In October 2006, the exhibition received an Award for Exhibition Excellence from the Western Museums Association.
October 16, 2005 - January 1, 2006
Anchorage Museum of History and Art
Quonset: Metal Living for a Modern Age is a 5000-square-foot exhibition that focuses on the history of Quonset huts.
The introduction to the exhibit places the Quonset hut into the timeline of portable building systems and examines its placement in Alaska, where portable structures have long been a way of life.
Next, the exhibit takes visitors back to World War II, the time during which the Quonset was designed to serve the U.S. military's needs for shelter and when Quonset huts first came to Alaska prior to the bombing of the Aleutian Islands.
The structure of a Quonset hut may seem simple, but it did evolve over time, adapted to meet a variety of climates and conditions and again and again demonstrated its mandate to be easily installed, taken down, and transported.
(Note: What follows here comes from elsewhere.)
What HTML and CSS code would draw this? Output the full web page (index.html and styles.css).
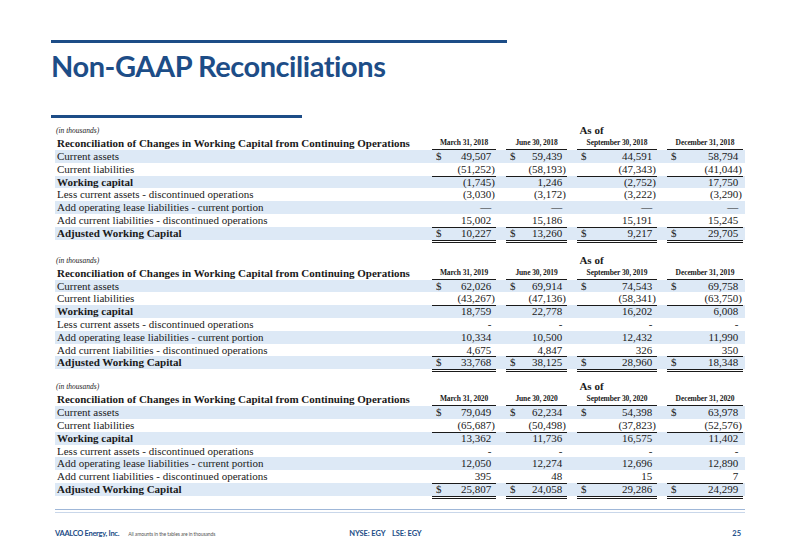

While there are many types of arched-ribbed huts, the Quonset hut remains unique. The exhibit offers visitors a visual definition of the Quonset hut and outlines the differences between it and the many portable hut versions that came after it.
Think the Quonset hut is only industrial and utilitarian? The exhibit considers the ways in which the Quonset hut inspired leading architects who used the Quonset form to create more elaborate building designs. Architect Bruce Goff is one such architect and his Quonset-inspired work is examined in detail in the exhibition, including through a computer-generated architectural fly-through of Goff's Ford residence. The home and studio built for American Abstract Expressionist Robert Motherwell by the architect Pierre Chareau can also be explored in three-dimensions with the use of a computer.
After World War II, the Quonset hut needed a new role to play. The exhibit illustrates the Quonset hut as a solution to the postwar housing shortage in the U.S. and Alaska, and its appearance in magazine ads, television programs, toy sets, and more. Quonset huts became ubiquitous – found on farms, homesteads, college campuses, in downtowns, and at the outskirts of towns. Quonset huts were grocery stores, music studios, sports facilities, schools, hospitals, restaurants – and even churches.
Finally, the exhibit examines the Quonset hut today. With special emphasis on Alaska, the exhibit offers examples of how the Quonset hut is still integrated into our daily lives and our ever-changing buildingscape.